Having a low credit score not only reduces your chances of loan approval but can also result in higher interest rates and less favorable terms should you manage to secure the loan. Therefore, it's essential to understand the impact of bad credit and explore alternative options if needed. Two key considerations include:
- Highter interest: One of the most significant impacts of bad credit on loan approval is the higher interest rates borrowers may face. Lenders compensate for the increased risk by charging higher interest rates, as they want to ensure they are adequately compensated for the possibility of default. This means that you may end up paying significantly more in interest over the life of the loan.
- Loan terms: In addition to higher interest rates, borrowers with bad credit may also face less favorable loan terms. Lenders may impose stricter repayment terms, such as shorter loan durations or larger down payments, to minimize their risk. These conditions can make it even more challenging for individuals with bad credit to manage their loan payments and may result in a higher likelihood of default. Be sure to review the terms and conditions carefully to understand any additional obligations or penalties associated with the loan.
If these factors inhibit you from consolidation, some alternatives to consider include seeking loans from credit unions, which may have more lenient lending criteria, or exploring peer-to-peer lending platforms that connect borrowers directly with individual investors.
Alternative debt consolidation loan options
While bad credit may limit your choices, there are still a few debt consolidation loan options available to consider…
- Secured loans: A secured loan requires collateral, such as a car or a property. By using collateral, you provide the lender with additional reassurance that they can recoup their investment even if you default on the loan. This reduces the risk for the lender, making them more willing to approve your application despite your bad credit, but it also increases the risk for yourself. Be sure you are willing to put your car or house on the line to consolidate your debt.
- Co-signer loans: Another option to consider is a co-signer loan. This involves having someone with good credit co-sign the loan with you. By doing so, their creditworthiness can offset the impact of your bad credit, making it easier to secure the loan. It's important to note that your co-signer assumes responsibility for the debt if you default, so make sure to choose someone you trust and who understands the implications of co-signing.
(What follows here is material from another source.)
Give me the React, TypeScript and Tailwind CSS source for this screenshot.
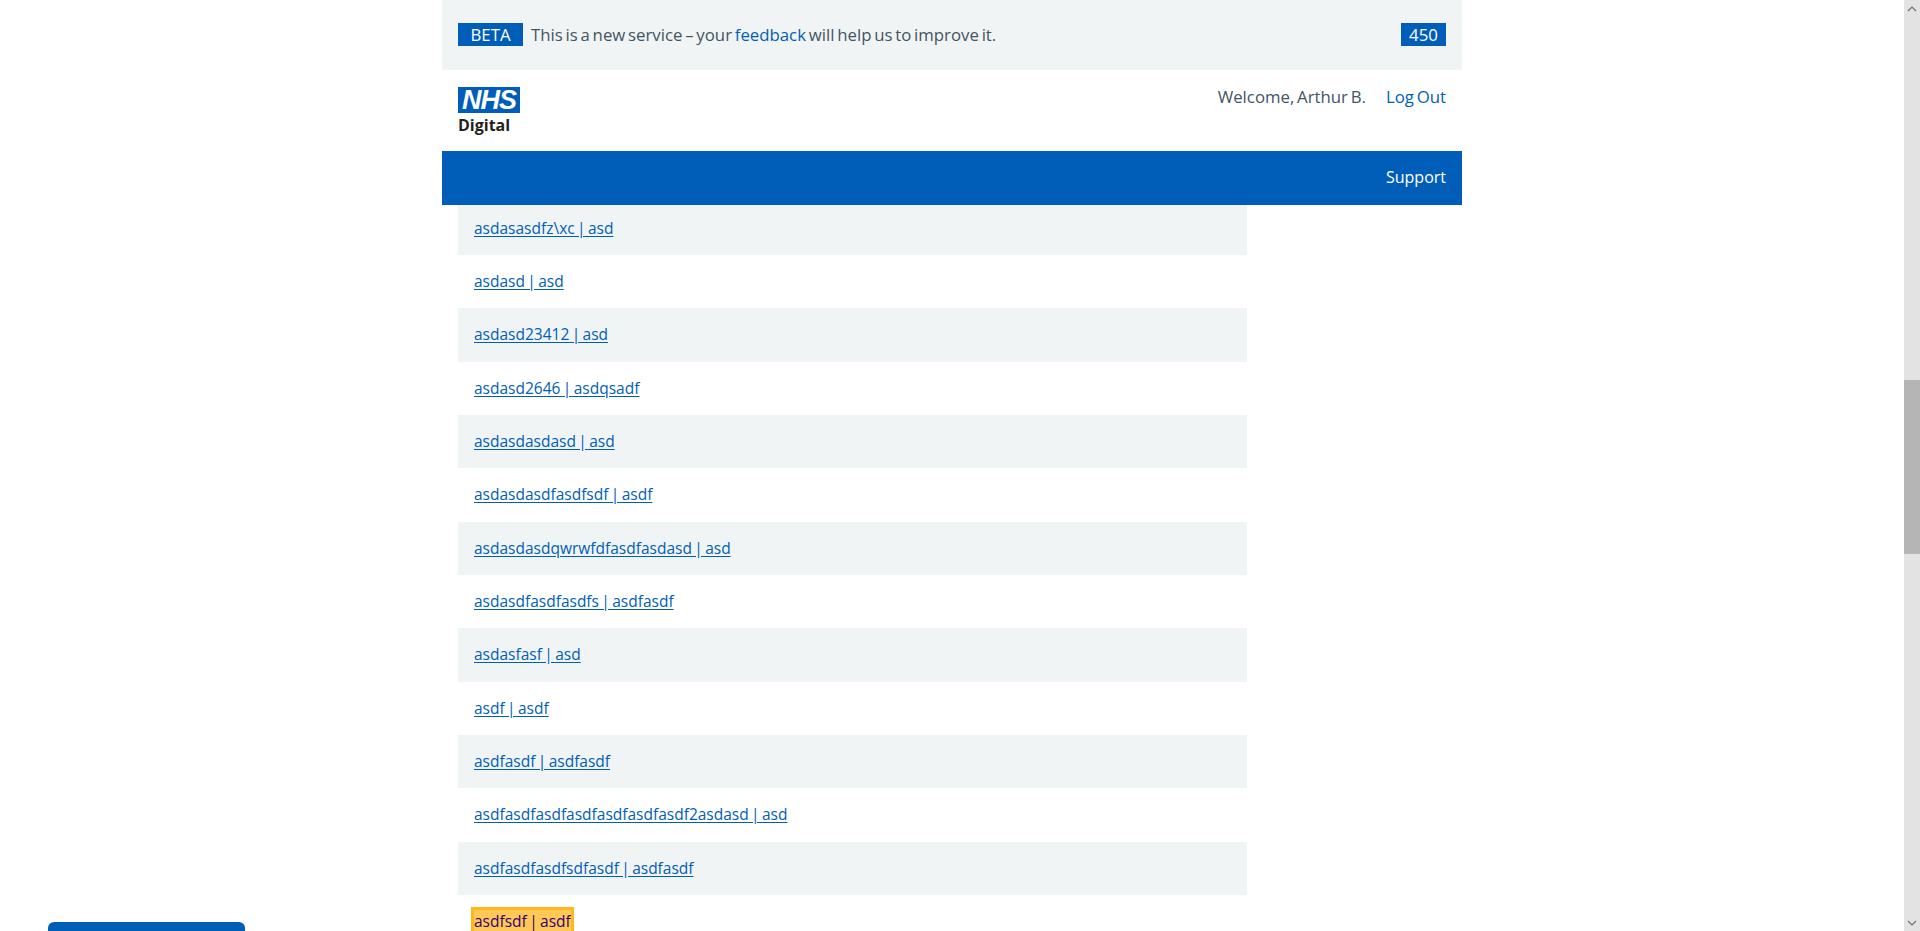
const rows = [
  "asdasasdfz\\xc | asd",
  "asdasd | asd",
  "asdasd23412 | asd",
  "asdasd2646 | asdqsadf",
  "asdasdasdasd | asd",
  "asdasdasdfasdfsdf | asdf",
  "asdasdasdqwrwfdfasdfasdasd | asd",
  "asdasdfasdfasdfs | asdfasdf",
  "asdasfasf | asd",
  "asdf | asdf",
  "asdfasdf | asdfasdf",
  "asdfasdfasdfasdfasdfasdfasdf2asdasd | asd",
  "asdfasdfasdfsdfasdf | asdfasdf",
];

const Logo = () => (
  <div className="w-[62px]">
    <div className="flex h-[26px] w-[62px] items-center justify-center bg-[#005eb8] font-['Liberation_Sans',sans-serif] text-[27px] font-bold italic leading-none tracking-[-1px] text-white">
      NHS
    </div>
    <div className="mt-[1px] text-[16px] font-bold leading-[22px] text-[#231f20] [word-spacing:0]">Digital</div>
  </div>
);

const Scrollbar = () => (
  <div className="flex h-full w-4 shrink-0 flex-col bg-[#e3e3e3]">
    <div className="flex h-[17px] items-center justify-center">
      <svg width="10" height="6" viewBox="0 0 10 6" fill="none" stroke="#707070" strokeWidth="1.2">
        <path d="M1 5l4-4 4 4" />
      </svg>
    </div>
    <div className="h-[363px]" />
    <div className="h-[174px] bg-[#b5b5b5]" />
    <div className="flex-1" />
    <div className="flex h-[17px] items-center justify-center">
      <svg width="10" height="6" viewBox="0 0 10 6" fill="none" stroke="#707070" strokeWidth="1.2">
        <path d="M1 1l4 4 4-4" />
      </svg>
    </div>
  </div>
);

export default function App() {
  return (
    <div className="relative flex h-[931px] overflow-hidden bg-white font-['Open_Sans',sans-serif] text-[16.8px] text-[#425563] [word-spacing:-1.6px]">
      <div className="min-w-0 flex-1">
        <div className="ml-[442px] w-[1020px]">
          <div className="relative z-10 flex h-[70px] items-center justify-between bg-[#f0f4f5] px-4 pb-[1px]">
            <div className="flex items-center gap-2">
              <span className="flex h-[23px] w-[65px] items-center justify-center bg-[#005eb8] text-white">BETA</span>
              <span>
                This is a new service – your <a className="text-[#005eb8]">feedback</a> will help us to improve it.
              </span>
            </div>
            <span className="flex h-[23px] w-[45px] items-center justify-center bg-[#005eb8] text-white">450</span>
          </div>

          <div className="relative z-10 flex h-[81px] items-start justify-between bg-white px-4 pt-[17px]">
            <Logo />
            <div className="-mt-[1px] flex gap-[20px] leading-[22px]">
              <span>Welcome, Arthur B.</span>
              <a className="text-[#005eb8]">Log Out</a>
            </div>
          </div>

          <div className="relative z-10 flex h-[54px] items-center justify-end bg-[#005eb8] px-4 pb-[2px] text-[16px] text-white">
            Support
          </div>

          <ul className="-mt-[3.33px] ml-4 w-[789px] text-[15.5px] [word-spacing:-1.65px]">
            {rows.map((row, i) => (
              <li key={row} className={`flex h-[53.33px] items-center px-4 ${i % 2 === 0 ? "bg-[#f0f4f5]" : ""}`}>
                <a className="text-[#005eb8] underline underline-offset-2">{row}</a>
              </li>
            ))}
            <li className="flex h-[53.33px] items-center px-4">
              <a className="bg-[#ffc857] text-[#330072] outline-[3px] outline-[#ffb81c]">asdfsdf | asdf</a>
            </li>
          </ul>
        </div>
      </div>

      <Scrollbar />

      <div className="absolute bottom-[-40px] left-[48px] z-20 h-[49px] w-[197px] rounded-md bg-[#005eb8]" />
    </div>
  );
}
Regardless of which method of consolidation you go with, it's vital to choose a reputable lender with excellent customer service. Look for reviews and ratings to ensure you're working with a trustworthy institution that will provide support throughout your loan repayment journey.
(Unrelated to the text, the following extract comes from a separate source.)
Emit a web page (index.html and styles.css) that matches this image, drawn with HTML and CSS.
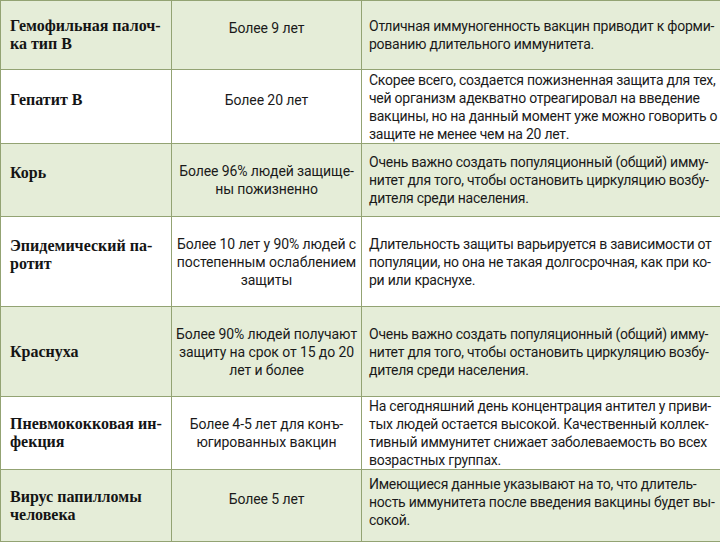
FILE: index.html
```html
<!DOCTYPE html>
<html lang="ru">
<head>
<meta charset="utf-8">
<link rel="stylesheet" href="styles.css">
</head>
<body>
<table class="vac">
  <colgroup>
    <col class="c1"><col class="c2"><col class="c3">
  </colgroup>
  <tr class="band r1">
    <td class="name">Гемофильная палоч-<br>ка тип B</td>
    <td class="term up">Более 9 лет</td>
    <td class="note">Отличная иммуногенность вакцин приводит к форми-<br>рованию длительного иммунитета.</td>
  </tr>
  <tr class="r2">
    <td class="name up">Гепатит B</td>
    <td class="term up">Более 20 лет</td>
    <td class="note">Скорее всего, создается пожизненная защита для тех,<br>чей организм адекватно отреагировал на введение<br>вакцины, но на данный момент уже можно говорить о<br>защите не менее чем на 20 лет.</td>
  </tr>
  <tr class="band r3">
    <td class="name up">Корь</td>
    <td class="term">Более 96% людей защище-<br>ны пожизненно</td>
    <td class="note">Очень важно создать популяционный (общий) имму-<br>нитет для того, чтобы остановить циркуляцию возбу-<br>дителя среди населения.</td>
  </tr>
  <tr class="r4">
    <td class="name up">Эпидемический па-<br>ротит</td>
    <td class="term">Более 10 лет у 90% людей с<br>постепенным ослаблением<br>защиты</td>
    <td class="note">Длительность защиты варьируется в зависимости от<br>популяции, но она не такая долгосрочная, как при ко-<br>ри или краснухе.</td>
  </tr>
  <tr class="band r5">
    <td class="name">Краснуха</td>
    <td class="term">Более 90% людей получают<br>защиту на срок от 15 до 20<br>лет и более</td>
    <td class="note">Очень важно создать популяционный (общий) имму-<br>нитет для того, чтобы остановить циркуляцию возбу-<br>дителя среди населения.</td>
  </tr>
  <tr class="r6">
    <td class="name">Пневмококковая ин-<br>фекция</td>
    <td class="term">Более 4-5 лет для конъ-<br>югированных вакцин</td>
    <td class="note">На сегодняшний день концентрация антител у приви-<br>тых людей остается высокой. Качественный коллек-<br>тивный иммунитет снижает заболеваемость во всех<br>возрастных группах.</td>
  </tr>
  <tr class="band r7">
    <td class="name">Вирус папилломы<br>человека</td>
    <td class="term up">Более 5 лет</td>
    <td class="note up-s">Имеющиеся данные указывают на то, что длитель-<br>ность иммунитета после введения вакцины будет вы-<br>сокой.</td>
  </tr>
</table>
</body>
</html>
```

FILE: styles.css
```css
html, body {
  margin: 0;
  padding: 0;
  background: #ffffff;
}

.vac {
  border-collapse: collapse;
  table-layout: fixed;
  width: 720px;
  font-family: Roboto, "Liberation Sans", sans-serif;
  font-size: 14px;
  color: #1a1a1a;
}

.c1 { width: 171px; }
.c2 { width: 190px; }
.c3 { width: 359px; }

.vac td {
  border: 1px solid #93a373;
  vertical-align: middle;
  line-height: 18px;
  white-space: nowrap;
  overflow: hidden;
  padding: 0;
}

.band td {
  background: #e5edd8;
}

.r1 { height: 69px; }
.r2 { height: 74px; }
.r3 { height: 73px; }
.r4 { height: 90px; }
.r5 { height: 90px; }
.r6 { height: 72px; }
.r7 { height: 72px; }

.name {
  font-family: "Liberation Serif", serif;
  font-weight: bold;
  font-size: 16px;
  padding-left: 9px !important;
  color: #141414;
}

.term {
  text-align: center;
  letter-spacing: -0.1px;
}

.note {
  padding-left: 7px !important;
  letter-spacing: -0.25px;
}

.up {
  padding-bottom: 14px !important;
}

.up-s {
  padding-bottom: 7px !important;
}
```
And if you should decide that debt consolidation isn’t right for you, you might want to consider debt resolution. In this case, you would work with a financial services company who will negotiate on your behalf to reduce your total amount owed, rather than the number of creditors that you owe.
Remember, even with bad credit, there are debt consolidation loan options available to help you regain control of your finances. Explore different loan options, evaluate their terms and conditions, and take proactive steps to improve your credit score. With a little determination and some strategic financial decisions, you can pave the way for a brighter and more stable financial future.